No rebalancing as industry fails to drive growth
THE ECONOMIC recovery was being driven entirely by services, official figures showed yesterday, as factories failed to keep pace.
Manufacturing output grew by just 0.2 per cent in the second quarter, the Office for National Statistics (ONS) said.
And the wider industrial production measure, which included sectors such as mining, grew by 0.3 per cent.
Such a poor growth rate was just half the 0.6 per cent economists had expected, and represented the weakest quarter since late 2012.
By contrast, overall growth – led by the services sector – came in at 0.8 per cent in the quarter.

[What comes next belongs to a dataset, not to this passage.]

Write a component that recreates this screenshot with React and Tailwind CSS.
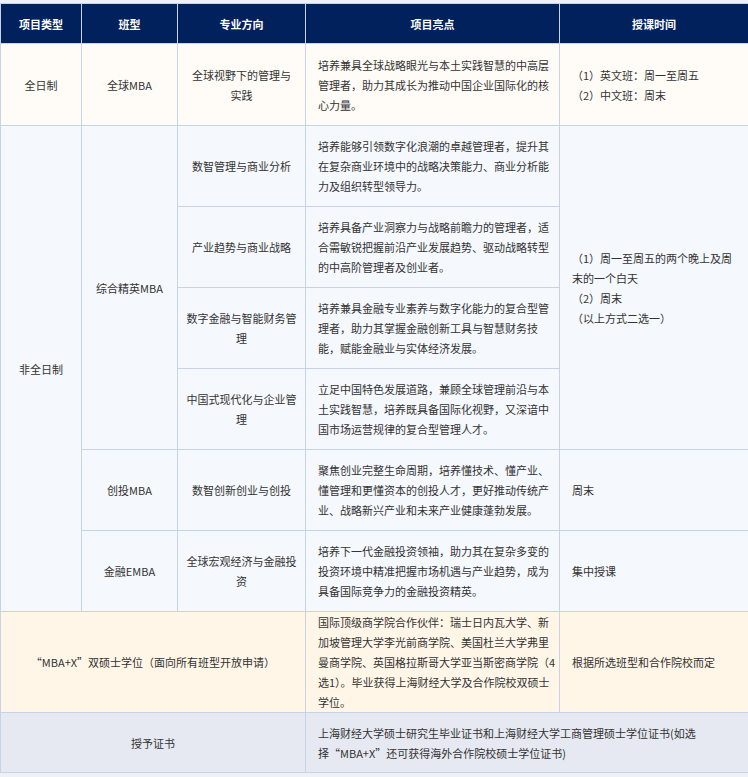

Some sectors expanded strongly – production of transport equipment jumped by 3.1 per cent in the three-month period.
But several others fell. Textiles and leather knocked 0.2 percentage points off the growth figure, as did mining and quarrying.
“The industrial production figures confirmed that the onus was even more on the services sector to keep the recovery chugging along in the second quarter,” said economist Paul Hollingsworth of Capital Economics.
“However, we doubt that the latest figures signal the end of the manufacturing revival.
“July’s manufacturing PMI remains consistent on the basis of past form with quarterly growth in the official measure of manufacturing output of around one per cent at the beginning of the third quarter.”
It came as the National Institute of Economic and Social Research (NIESR) estimated GDP growth had slowed to 0.6 per cent in the three months to July, down from 0.8 per cent in the three months to June.
But the analysts believe the economy can pick up more steam over the coming months.
“While the economy regained its pre-recession size recently, a significant negative output gap remains,” NIESR said.
“We expect the Monetary Policy Committee to introduce the first interest rate hike in February 2015.